[Entries with page source code]
(begin)
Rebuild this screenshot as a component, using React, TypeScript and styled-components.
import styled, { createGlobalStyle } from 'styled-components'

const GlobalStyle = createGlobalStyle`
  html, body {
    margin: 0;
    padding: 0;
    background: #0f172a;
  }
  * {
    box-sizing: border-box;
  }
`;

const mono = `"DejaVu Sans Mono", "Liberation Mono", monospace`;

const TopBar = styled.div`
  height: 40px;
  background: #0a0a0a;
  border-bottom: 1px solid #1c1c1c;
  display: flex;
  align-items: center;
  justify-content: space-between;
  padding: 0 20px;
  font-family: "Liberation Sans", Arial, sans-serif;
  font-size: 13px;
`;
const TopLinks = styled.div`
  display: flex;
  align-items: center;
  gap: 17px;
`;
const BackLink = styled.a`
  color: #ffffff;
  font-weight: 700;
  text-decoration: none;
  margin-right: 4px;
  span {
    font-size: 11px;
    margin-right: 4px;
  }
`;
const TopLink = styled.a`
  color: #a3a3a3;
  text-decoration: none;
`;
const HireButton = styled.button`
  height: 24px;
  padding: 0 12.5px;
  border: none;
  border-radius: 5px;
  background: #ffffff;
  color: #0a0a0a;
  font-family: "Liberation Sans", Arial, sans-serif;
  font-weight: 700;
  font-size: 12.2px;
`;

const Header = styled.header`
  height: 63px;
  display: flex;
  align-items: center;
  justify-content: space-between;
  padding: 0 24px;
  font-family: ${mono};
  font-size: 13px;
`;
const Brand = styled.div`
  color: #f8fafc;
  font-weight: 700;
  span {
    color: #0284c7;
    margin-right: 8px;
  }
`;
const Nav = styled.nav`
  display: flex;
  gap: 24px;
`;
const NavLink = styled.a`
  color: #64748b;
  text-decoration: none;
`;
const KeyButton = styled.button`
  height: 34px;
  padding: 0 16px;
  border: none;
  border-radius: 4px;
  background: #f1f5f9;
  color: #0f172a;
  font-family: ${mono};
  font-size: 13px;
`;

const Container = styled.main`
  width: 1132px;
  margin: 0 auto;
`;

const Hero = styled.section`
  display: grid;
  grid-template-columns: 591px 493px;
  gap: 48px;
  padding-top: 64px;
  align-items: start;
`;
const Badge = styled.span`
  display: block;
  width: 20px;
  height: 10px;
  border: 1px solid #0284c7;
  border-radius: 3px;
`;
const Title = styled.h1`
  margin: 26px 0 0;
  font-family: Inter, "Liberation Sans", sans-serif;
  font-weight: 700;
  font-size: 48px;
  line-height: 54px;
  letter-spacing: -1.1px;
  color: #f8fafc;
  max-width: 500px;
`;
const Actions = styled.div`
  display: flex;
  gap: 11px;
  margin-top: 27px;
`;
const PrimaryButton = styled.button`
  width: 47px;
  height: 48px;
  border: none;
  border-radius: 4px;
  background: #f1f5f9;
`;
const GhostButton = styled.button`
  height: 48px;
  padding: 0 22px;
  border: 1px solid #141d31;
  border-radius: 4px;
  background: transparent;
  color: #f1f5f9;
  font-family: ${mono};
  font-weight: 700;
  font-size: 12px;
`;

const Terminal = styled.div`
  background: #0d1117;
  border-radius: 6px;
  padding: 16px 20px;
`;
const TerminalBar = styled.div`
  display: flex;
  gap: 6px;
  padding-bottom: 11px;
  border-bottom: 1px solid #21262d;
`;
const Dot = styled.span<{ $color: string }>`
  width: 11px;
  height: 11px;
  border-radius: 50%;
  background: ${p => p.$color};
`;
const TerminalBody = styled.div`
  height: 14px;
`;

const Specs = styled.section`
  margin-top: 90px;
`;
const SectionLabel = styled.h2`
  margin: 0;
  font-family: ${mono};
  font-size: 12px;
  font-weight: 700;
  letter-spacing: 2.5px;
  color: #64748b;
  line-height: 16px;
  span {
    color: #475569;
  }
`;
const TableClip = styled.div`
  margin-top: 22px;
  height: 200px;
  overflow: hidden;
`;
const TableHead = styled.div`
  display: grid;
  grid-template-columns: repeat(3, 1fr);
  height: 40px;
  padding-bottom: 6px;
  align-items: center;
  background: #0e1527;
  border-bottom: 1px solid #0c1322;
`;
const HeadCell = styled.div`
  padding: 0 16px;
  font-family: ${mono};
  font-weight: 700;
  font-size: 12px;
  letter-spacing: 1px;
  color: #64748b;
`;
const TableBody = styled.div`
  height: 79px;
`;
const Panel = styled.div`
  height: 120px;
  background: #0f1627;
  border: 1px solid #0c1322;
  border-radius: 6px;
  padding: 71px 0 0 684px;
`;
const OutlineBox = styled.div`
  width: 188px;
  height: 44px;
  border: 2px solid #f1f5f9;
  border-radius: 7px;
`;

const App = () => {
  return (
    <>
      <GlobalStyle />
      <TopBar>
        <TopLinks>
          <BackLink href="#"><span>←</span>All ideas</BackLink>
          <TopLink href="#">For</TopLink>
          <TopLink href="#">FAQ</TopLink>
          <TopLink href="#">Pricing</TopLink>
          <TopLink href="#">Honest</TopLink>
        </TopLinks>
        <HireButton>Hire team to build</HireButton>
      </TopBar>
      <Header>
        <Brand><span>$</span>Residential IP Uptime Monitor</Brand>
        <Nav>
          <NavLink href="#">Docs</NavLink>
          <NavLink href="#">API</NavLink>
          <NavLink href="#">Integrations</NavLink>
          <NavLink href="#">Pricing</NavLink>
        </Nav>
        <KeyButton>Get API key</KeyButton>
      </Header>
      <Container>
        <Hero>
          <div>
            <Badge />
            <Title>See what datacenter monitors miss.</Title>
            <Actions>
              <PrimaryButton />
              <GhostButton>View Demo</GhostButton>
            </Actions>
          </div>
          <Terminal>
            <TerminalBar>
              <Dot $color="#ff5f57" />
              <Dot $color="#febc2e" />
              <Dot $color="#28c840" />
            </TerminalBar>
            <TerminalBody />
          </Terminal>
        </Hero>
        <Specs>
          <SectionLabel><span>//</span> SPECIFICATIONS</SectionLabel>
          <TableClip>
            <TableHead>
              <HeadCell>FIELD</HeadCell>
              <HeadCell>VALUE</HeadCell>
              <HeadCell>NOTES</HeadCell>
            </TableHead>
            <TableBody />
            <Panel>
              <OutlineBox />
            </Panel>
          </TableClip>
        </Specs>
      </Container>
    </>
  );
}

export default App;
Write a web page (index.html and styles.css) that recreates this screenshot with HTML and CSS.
(end)
→ **Set task**
Make an exact copy of the records.

→ **Task output**
Rebuild this screenshot as a component, using React, TypeScript and styled-components.
import styled, { createGlobalStyle } from 'styled-components'

const GlobalStyle = createGlobalStyle`
  html, body {
    margin: 0;
    padding: 0;
    background: #0f172a;
  }
  * {
    box-sizing: border-box;
  }
`;

const mono = `"DejaVu Sans Mono", "Liberation Mono", monospace`;

const TopBar = styled.div`
  height: 40px;
  background: #0a0a0a;
  border-bottom: 1px solid #1c1c1c;
  display: flex;
  align-items: center;
  justify-content: space-between;
  padding: 0 20px;
  font-family: "Liberation Sans", Arial, sans-serif;
  font-size: 13px;
`;
const TopLinks = styled.div`
  display: flex;
  align-items: center;
  gap: 17px;
`;
const BackLink = styled.a`
  color: #ffffff;
  font-weight: 700;
  text-decoration: none;
  margin-right: 4px;
  span {
    font-size: 11px;
    margin-right: 4px;
  }
`;
const TopLink = styled.a`
  color: #a3a3a3;
  text-decoration: none;
`;
const HireButton = styled.button`
  height: 24px;
  padding: 0 12.5px;
  border: none;
  border-radius: 5px;
  background: #ffffff;
  color: #0a0a0a;
  font-family: "Liberation Sans", Arial, sans-serif;
  font-weight: 700;
  font-size: 12.2px;
`;

const Header = styled.header`
  height: 63px;
  display: flex;
  align-items: center;
  justify-content: space-between;
  padding: 0 24px;
  font-family: ${mono};
  font-size: 13px;
`;
const Brand = styled.div`
  color: #f8fafc;
  font-weight: 700;
  span {
    color: #0284c7;
    margin-right: 8px;
  }
`;
const Nav = styled.nav`
  display: flex;
  gap: 24px;
`;
const NavLink = styled.a`
  color: #64748b;
  text-decoration: none;
`;
const KeyButton = styled.button`
  height: 34px;
  padding: 0 16px;
  border: none;
  border-radius: 4px;
  background: #f1f5f9;
  color: #0f172a;
  font-family: ${mono};
  font-size: 13px;
`;

const Container = styled.main`
  width: 1132px;
  margin: 0 auto;
`;

const Hero = styled.section`
  display: grid;
  grid-template-columns: 591px 493px;
  gap: 48px;
  padding-top: 64px;
  align-items: start;
`;
const Badge = styled.span`
  display: block;
  width: 20px;
  height: 10px;
  border: 1px solid #0284c7;
  border-radius: 3px;
`;
const Title = styled.h1`
  margin: 26px 0 0;
  font-family: Inter, "Liberation Sans", sans-serif;
  font-weight: 700;
  font-size: 48px;
  line-height: 54px;
  letter-spacing: -1.1px;
  color: #f8fafc;
  max-width: 500px;
`;
const Actions = styled.div`
  display: flex;
  gap: 11px;
  margin-top: 27px;
`;
const PrimaryButton = styled.button`
  width: 47px;
  height: 48px;
  border: none;
  border-radius: 4px;
  background: #f1f5f9;
`;
const GhostButton = styled.button`
  height: 48px;
  padding: 0 22px;
  border: 1px solid #141d31;
  border-radius: 4px;
  background: transparent;
  color: #f1f5f9;
  font-family: ${mono};
  font-weight: 700;
  font-size: 12px;
`;

const Terminal = styled.div`
  background: #0d1117;
  border-radius: 6px;
  padding: 16px 20px;
`;
const TerminalBar = styled.div`
  display: flex;
  gap: 6px;
  padding-bottom: 11px;
  border-bottom: 1px solid #21262d;
`;
const Dot = styled.span<{ $color: string }>`
  width: 11px;
  height: 11px;
  border-radius: 50%;
  background: ${p => p.$color};
`;
const TerminalBody = styled.div`
  height: 14px;
`;

const Specs = styled.section`
  margin-top: 90px;
`;
const SectionLabel = styled.h2`
  margin: 0;
  font-family: ${mono};
  font-size: 12px;
  font-weight: 700;
  letter-spacing: 2.5px;
  color: #64748b;
  line-height: 16px;
  span {
    color: #475569;
  }
`;
const TableClip = styled.div`
  margin-top: 22px;
  height: 200px;
  overflow: hidden;
`;
const TableHead = styled.div`
  display: grid;
  grid-template-columns: repeat(3, 1fr);
  height: 40px;
  padding-bottom: 6px;
  align-items: center;
  background: #0e1527;
  border-bottom: 1px solid #0c1322;
`;
const HeadCell = styled.div`
  padding: 0 16px;
  font-family: ${mono};
  font-weight: 700;
  font-size: 12px;
  letter-spacing: 1px;
  color: #64748b;
`;
const TableBody = styled.div`
  height: 79px;
`;
const Panel = styled.div`
  height: 120px;
  background: #0f1627;
  border: 1px solid #0c1322;
  border-radius: 6px;
  padding: 71px 0 0 684px;
`;
const OutlineBox = styled.div`
  width: 188px;
  height: 44px;
  border: 2px solid #f1f5f9;
  border-radius: 7px;
`;

const App = () => {
  return (
    <>
      <GlobalStyle />
      <TopBar>
        <TopLinks>
          <BackLink href="#"><span>←</span>All ideas</BackLink>
          <TopLink href="#">For</TopLink>
          <TopLink href="#">FAQ</TopLink>
          <TopLink href="#">Pricing</TopLink>
          <TopLink href="#">Honest</TopLink>
        </TopLinks>
        <HireButton>Hire team to build</HireButton>
      </TopBar>
      <Header>
        <Brand><span>$</span>Residential IP Uptime Monitor</Brand>
        <Nav>
          <NavLink href="#">Docs</NavLink>
          <NavLink href="#">API</NavLink>
          <NavLink href="#">Integrations</NavLink>
          <NavLink href="#">Pricing</NavLink>
        </Nav>
        <KeyButton>Get API key</KeyButton>
      </Header>
      <Container>
        <Hero>
          <div>
            <Badge />
            <Title>See what datacenter monitors miss.</Title>
            <Actions>
              <PrimaryButton />
              <GhostButton>View Demo</GhostButton>
            </Actions>
          </div>
          <Terminal>
            <TerminalBar>
              <Dot $color="#ff5f57" />
              <Dot $color="#febc2e" />
              <Dot $color="#28c840" />
            </TerminalBar>
            <TerminalBody />
          </Terminal>
        </Hero>
        <Specs>
          <SectionLabel><span>//</span> SPECIFICATIONS</SectionLabel>
          <TableClip>
            <TableHead>
              <HeadCell>FIELD</HeadCell>
              <HeadCell>VALUE</HeadCell>
              <HeadCell>NOTES</HeadCell>
            </TableHead>
            <TableBody />
            <Panel>
              <OutlineBox />
            </Panel>
          </TableClip>
        </Specs>
      </Container>
    </>
  );
}

export default App;
Write a web page (index.html and styles.css) that recreates this screenshot with HTML and CSS.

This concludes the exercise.